Army chief Gen. Abdel Fatah al-Sisi said today in a posting on the military's Facebook page that he'd offered Morsi a way out - a referendum on his rule - that the former president rejected, effectively leaving him and the military little choice but to depose the president on July 3 in "the service of the people." That could well be true - Morsi and the Brotherhood had grown convinced that the military was moving with elements of the old regime to depose them, and probably assumed that any such exercise would be fixed against them.
But if so, they badly miscalculated the depth of antipathy towards the president that had developed on the street. His presidential victory was a narrow one over a former Mubarak minister in June 2012, and in the year since the economy had declined and the government's principle initiatives seemed mostly about entrenching the Brothers in power.
How else to explain his decision in June to appoint a former member of the terrorist group Gamaa al-Islamiyaa to be governor of Luxor? The group murdered 62 people, mostly foreign tourists at one of the Pharoahnic temples in Luxor, in 1997. The attack dealt a blow to tourism in Egypt for years and saw the Egyptian public turn sharply against the group. The group is understandably hated in the Luxor area - but its political party was also a backer of Morsi, and rewards were to be handed out.
It is simultaneously the case that a coalition of people, including officers, who had prospered under Mubarak wanted Morsi out and that millions of average Egyptians were alarmed by Morsi's performance, and the looming reality of a movement in power that ultimately wants Islamic sharia to be the law of the land. Now it is the military pulling the strings, albiet indirectly with its decision to appoint a president, a judge and political neophyte, who in turn has started naming cabinet positions.
And it will be the military, used for decades to box in and harass Muslim Brotherhood leaders, who will decide how much space it will have to operate in the next round of political change. Gen. Sisi insisted today that all parties would be allowed to participate in "political life" but there are signs that he didn't really mean it.
Today, Egypt's public prosecutor froze the assets of some of the Brotherhood's most important leaders, including Supreme Guide Mohamed Badie, key strategist and financial backer Khairat al-Shater, and Saad al-Katani, the leader of the Brotherhood's official political wing, the Freedom and Justice Party. Mr. Morsi remains under house arrest and there are warrants for a number of other senior Brotherhood leaders. The effort to go after Mr. Shater is particularly interesting since he's used his vast wealth and international contacts to finance the group, and was initially the Brotherhood's choice to run for president, though was disqualified for a past conviction for his political activities during the Mubarak era.

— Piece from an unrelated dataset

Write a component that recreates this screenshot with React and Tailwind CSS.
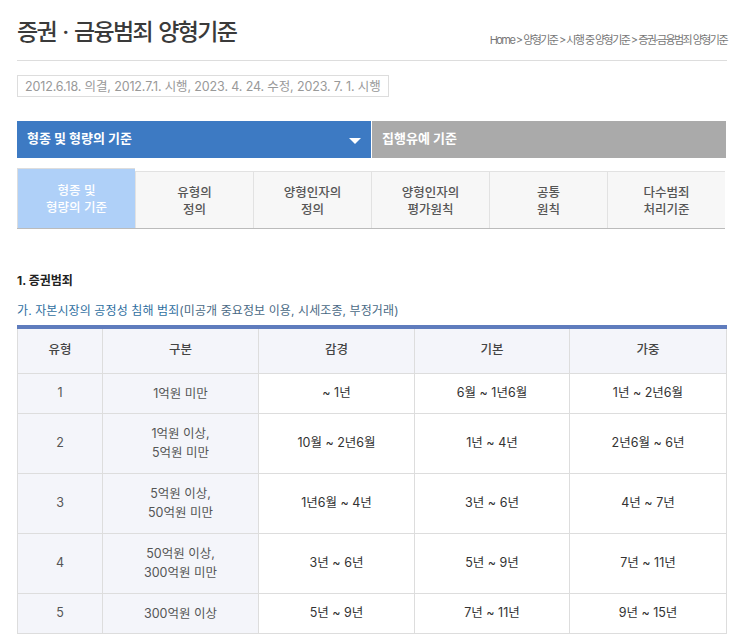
const subTabs = [
  ['형종 및', '형량의 기준'],
  ['유형의', '정의'],
  ['양형인자의', '정의'],
  ['양형인자의', '평가원칙'],
  ['공통', '원칙'],
  ['다수범죄', '처리기준'],
]

const rows = [
  ['1', ['1억원 미만'], '~ 1년', '6월 ~ 1년6월', '1년 ~ 2년6월'],
  ['2', ['1억원 이상,', '5억원 미만'], '10월 ~ 2년6월', '1년 ~ 4년', '2년6월 ~ 6년'],
  ['3', ['5억원 이상,', '50억원 미만'], '1년6월 ~ 4년', '3년 ~ 6년', '4년 ~ 7년'],
  ['4', ['50억원 이상,', '300억원 미만'], '3년 ~ 6년', '5년 ~ 9년', '7년 ~ 11년'],
  ['5', ['300억원 이상'], '5년 ~ 9년', '7년 ~ 11년', '9년 ~ 15년'],
]

const heads = ['유형', '구분', '감경', '기본', '가중']

export default function App() {
  return (
    <div className="w-[736px] h-[642px] overflow-hidden bg-white pl-[17px] pr-[9px] font-['Inter','Noto_Sans_CJK_KR',sans-serif] text-[#333]">
      <div className="flex justify-between h-[61px] border-b border-[#ddd]">
        <h1 className="pt-[16px] text-[23px] leading-[32px] font-medium tracking-[-1.7px] [word-spacing:2px] text-[#3a3a3a]">증권 · 금융범죄 양형기준</h1>
        <p className="pt-[32px] text-[11px] leading-[16px] tracking-[-1.55px] text-[#777]">Home &gt; 양형기준 &gt; 시행 중 양형기준 &gt; 증권·금융범죄 양형기준</p>
      </div>

      <div className="mt-[14px] w-[372px] h-[22px] border border-[#ddd] pl-[7px] text-[12.5px] leading-[21px] tracking-[-0.13px] text-[#999] whitespace-nowrap">
        2012.6.18. 의결, 2012.7.1. 시행, 2023. 4. 24. 수정, 2023. 7. 1. 시행
      </div>

      <div className="mt-[24px] flex gap-px h-[37px] w-[709px]">
        <div className="w-[354px] bg-[#3d7ac3] flex items-center justify-between px-[10px] text-[13px] font-bold text-white">
          <span className="-mt-[2px]">형종 및 형량의 기준</span>
          <span className="w-0 h-0 border-x-[6px] border-x-transparent border-t-[6px] border-t-white mt-[2px]" />
        </div>
        <div className="w-[354px] bg-[#aaa] flex items-center pl-[10px] text-[13px] font-bold text-white">
          <span className="-mt-[2px]">집행유예 기준</span>
        </div>
      </div>

      <div className="mt-[10px] flex items-end h-[61px] w-[708px] border-b border-[#bbb]">
        {subTabs.map((t, i) => (
          <div
            key={t[1]}
            className={i === 0
              ? "w-[118px] h-[60px] bg-[#afd0f8] border-t border-l border-[#ddd] flex flex-col items-center justify-center text-[12.5px] leading-[17px] font-medium text-white"
              : "w-[118px] h-[57px] pt-px bg-[#f7f7f7] border-t border-l border-[#e2e2e2] flex flex-col items-center justify-center text-[12.5px] leading-[17px] font-medium text-[#555]"}
          >
            <span>{t[0]}</span>
            <span>{t[1]}</span>
          </div>
        ))}
      </div>

      <p className="mt-[43px] text-[12px] leading-[18px] font-bold text-[#222]">1. 증권범죄</p>
      <p className="mt-[11px] text-[12px] leading-[20px] tracking-[0.1px] text-[#4a6a85]">
        <span className="text-[#2f6f9f]">가. 자본시장의 공정성 침해 범죄</span>(미공개 중요정보 이용, 시세조종, 부정거래)
      </p>

      <table className="mt-[4px] w-[709px] table-fixed border-collapse border-t-[4px] border-t-[#5f7cbd] text-[12.5px]">
        <colgroup>
          <col className="w-[85px]" />
          <col className="w-[156px]" />
          <col className="w-[156px]" />
          <col className="w-[155px]" />
          <col className="w-[157px]" />
        </colgroup>
        <thead>
          <tr className="h-[46px]">
            {heads.map(h => (
              <th key={h} className="border border-[#ddd] border-t-0 bg-[#f4f5fa] font-medium text-[#444]">{h}</th>
            ))}
          </tr>
        </thead>
        <tbody>
          {rows.map(r => (
            <tr key={r[0]} className={r[1].length > 1 ? 'h-[60px]' : 'h-[40px]'}>
              <td className="border border-[#ddd] bg-[#f4f5fa] text-center text-[#555]">{r[0]}</td>
              <td className="border border-[#ddd] bg-[#f4f5fa] text-center text-[#555] leading-[19px]">
                {r[1].map(l => <div key={l}>{l}</div>)}
              </td>
              <td className="border border-[#ddd] text-center text-[#333]">{r[2]}</td>
              <td className="border border-[#ddd] text-center text-[#333]">{r[3]}</td>
              <td className="border border-[#ddd] text-center text-[#333]">{r[4]}</td>
            </tr>
          ))}
        </tbody>
      </table>
    </div>
  )
}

The successful coup playbook has neutering the deposed government as the first order of business following their removal from power, and it's hard to see how that isn't what's happening in Egypt now. Yesterday, Reuters reported that Egypt had begun a criminal investigation into Morsi, Badie and 7 other Brotherhood leaders on allegations of spying for foreign powers and inciting violence. The worst violence in the latest round of upheaval has come from the military, with at least 50 Muslim Brotherhood protesters gunned down outside a Republican Guard office in Cairo on July 8.
All of these announcements of investigations, house arrests, and seizing of money could perhaps be a temporary ploy, a public threat combined with private words to Brotherhood leaders that if they'll pull their supporters off the streets, then the army will back off.
But in public at least, the Brotherhood shows no signs of wavering - with spokesmen continuing the deride the "illegitimate" coup and calling for protests. And while the organization has lost the presidency for now, it still remains Egypt's largest grass roots organization, with a history of political organization that few if any forces in Egypt can match. Smooth going in Egypt right now without the Brotherhood involved somehow is hard to imagine.
This is the political scene that will greet Secretary Burns as he travels around Cairo tomorrow. With the US keeping military aid off the table for now, its care in never calling the coup a "coup," and an absence of trust for America across the political spectrum, it's unclear what if anything his visit could accomplish.